Google CEO Sundar Pichai took to Twitter (not Google+) on Wednesday night to comment on Apple CEO Tim Cook's post about hardware encryption and backdoors for law enforcement. Pichai opened by saying that Google does give data to law enforcement "based on valid legal orders," something outlined in the company's Transparency Report. But when it comes to creating backdoors to allow access to data stored on devices, Pichai was more hesitant:
4/5 But that’s wholly different than requiring companies to enable hacking of customer devices & data. Could be a troubling precedent
— sundarpichai (@sundarpichai) February 17, 2016
Pichai's "could be" stance on the issue is milquetoast, especially in comparison to the multi-paragraph line in the sand that Apple drew on Tuesday.

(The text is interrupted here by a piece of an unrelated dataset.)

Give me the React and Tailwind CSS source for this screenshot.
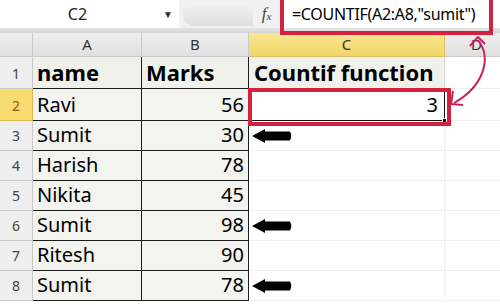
import React from "react";

const rows = [
  { n: 2, name: "Ravi", marks: 56 },
  { n: 3, name: "Sumit", marks: 30 },
  { n: 4, name: "Harish", marks: 78 },
  { n: 5, name: "Nikita", marks: 45 },
  { n: 6, name: "Sumit", marks: 98 },
  { n: 7, name: "Ritesh", marks: 90 },
  { n: 8, name: "Sumit", marks: 78 },
];

function LeftArrow({ top }) {
  return (
    <svg
      className="absolute left-[251px]"
      style={{ top }}
      width="42"
      height="16"
      viewBox="0 0 42 16"
    >
      <path d="M1 8 L14 1 L14 3.5 L39 3.5 Q41.5 8 39 12.5 L14 12.5 L14 15 Z" fill="#000" />
    </svg>
  );
}

export default function App() {
  return (
    <div className="relative w-[500px] h-[305px] overflow-hidden bg-white font-['Noto_Sans',sans-serif] text-black">
      {/* formula bar */}
      <div className="flex h-[28px] bg-[#f1f1f1]">
        <div className="relative flex w-[179px] items-center justify-center bg-white text-[16px] text-[#222]">
          <span className="pr-[24px]">C2</span>
          <span className="absolute right-[6px] top-[9px] text-[10px] leading-none text-[#333]">▼</span>
        </div>
        <div className="ml-[4px] mt-[2px] h-[24px] w-[70px] rounded-l-full bg-gradient-to-b from-[#f4f4f4] to-[#dedede]" />
        <div className="flex w-[27px] items-center justify-center font-['Liberation_Serif',serif] text-[17px] italic text-[#444]">
          f<span className="text-[11px] mt-[5px]">x</span>
        </div>
        <div className="flex flex-1 items-center bg-white pl-[12px] text-[16px] tracking-[-0.3px]">
          =COUNTIF(A2:A8,"sumit")
        </div>
      </div>
      <div className="h-[5px] bg-gradient-to-b from-[#e4e4e4] to-[#d4d4d4]" />

      {/* sheet */}
      <div className="grid grid-cols-[33px_109px_107px_196px_1fr] grid-rows-[24px_32px_32px_30px_30px_30px_30px_30px_30px]">
        {/* column headers */}
        <div className="border-r border-b border-[#c9c9c9] bg-gradient-to-b from-[#eeeeee] to-[#e0e0e0]" />
        {["A", "B"].map((c) => (
          <div
            key={c}
            className="flex items-center justify-center border-r border-b border-[#c9c9c9] bg-gradient-to-b from-[#eeeeee] to-[#e0e0e0] text-[15px] text-[#333]"
          >
            {c}
          </div>
        ))}
        <div className="flex items-center justify-center border-r border-b border-[#d9c26a] bg-gradient-to-b from-[#f8e68f] to-[#f1d66a] text-[15px] text-[#333]">
          C
        </div>
        <div className="flex items-center justify-center border-b border-[#c9c9c9] bg-gradient-to-b from-[#eeeeee] to-[#e0e0e0] pl-[8px] text-[15px] text-[#333]">
          D
        </div>

        {/* row 1 */}
        <div className="flex items-end justify-center border-r border-b border-[#c9c9c9] bg-[#efefef] pb-[4px] text-[14px] text-[#444]">
          1
        </div>
        <div className="flex items-end border-r border-b border-[#1c1c1c] bg-[#f1f1ec] pb-[1px] pl-[4px] text-[22px] font-bold leading-[30px]">
          name
        </div>
        <div className="flex items-end border-r border-b border-[#1c1c1c] bg-[#f1f1ec] pb-[1px] pl-[4px] text-[22px] font-bold leading-[30px]">
          Marks
        </div>
        <div className="flex items-end border-r border-b border-[#d8d8d8] bg-[#f1f1ec] pb-[1px] pl-[5px] text-[22px] font-bold leading-[30px]">
          Countif function
        </div>
        <div className="border-b border-[#ececec]" />

        {rows.map((r) => (
          <React.Fragment key={r.n}>
            <div
              className={
                r.n === 2
                  ? "flex items-end justify-center border-r border-b border-[#d9b84e] bg-[#f6dc6e] pb-[4px] text-[14px] text-[#8a5a10]"
                  : "flex items-end justify-center border-r border-b border-[#c9c9c9] bg-[#efefef] pb-[4px] text-[14px] text-[#444]"
              }
            >
              {r.n}
            </div>
            <div className="flex items-end border-r border-b border-[#1c1c1c] bg-[#f3f3ef] pb-[1px] pl-[4px] text-[20px] leading-[28px]">
              {r.name}
            </div>
            <div className="flex items-end justify-end border-r border-b border-[#1c1c1c] bg-[#f3f3ef] pb-[1px] pr-[4px] text-[20px] leading-[28px]">
              {r.marks}
            </div>
            {r.n === 2 ? (
              <div className="relative flex items-end justify-end border border-[#111] bg-white pb-[1px] pr-[6px] text-[20px] leading-[28px]">
                3
                <span className="absolute -bottom-[3px] -right-[3px] h-[5px] w-[5px] border border-white bg-[#111]" />
              </div>
            ) : (
              <div className="border-r border-b border-[#f0f0f0]" />
            )}
            <div className="border-b border-[#f0f0f0]" />
          </React.Fragment>
        ))}
      </div>

      {/* annotations */}
      <div className="absolute left-[280px] top-[-4px] h-[39px] w-[213px] border-[4px] border-[#d4213e]" />
      <div className="absolute left-[248px] top-[88px] h-[38px] w-[203px] border-[4px] border-[#d4213e]" />

      <svg className="absolute left-0 top-0" width="500" height="305" viewBox="0 0 500 305" fill="none">
        <path d="M478 40 C 492 58, 484 86, 454 103" stroke="#c42457" strokeWidth="2" />
        <path d="M470 46 L478 37 L485 44" stroke="#c42457" strokeWidth="2" strokeLinejoin="round" />
        <path d="M453 91 L451 104 L463 105" stroke="#c42457" strokeWidth="2" strokeLinejoin="round" />
      </svg>

      <LeftArrow top={128} />
      <LeftArrow top={218} />
      <LeftArrow top={278} />
    </div>
  );
}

Though many tech companies—Google, Microsoft, and Apple included—have all spoken out against encryption backdoors in the past, most have become quieter about it in the wake of the San Bernardino attacks.
It's also worth noting that Google doesn't have nearly as much control over the Android ecosystem as Apple does over the iPhone. Phone makers and mobile network operators all have their fingerprints on the Android phones they sell, and AT&T has already said that it has no interest in fighting the government over encryption.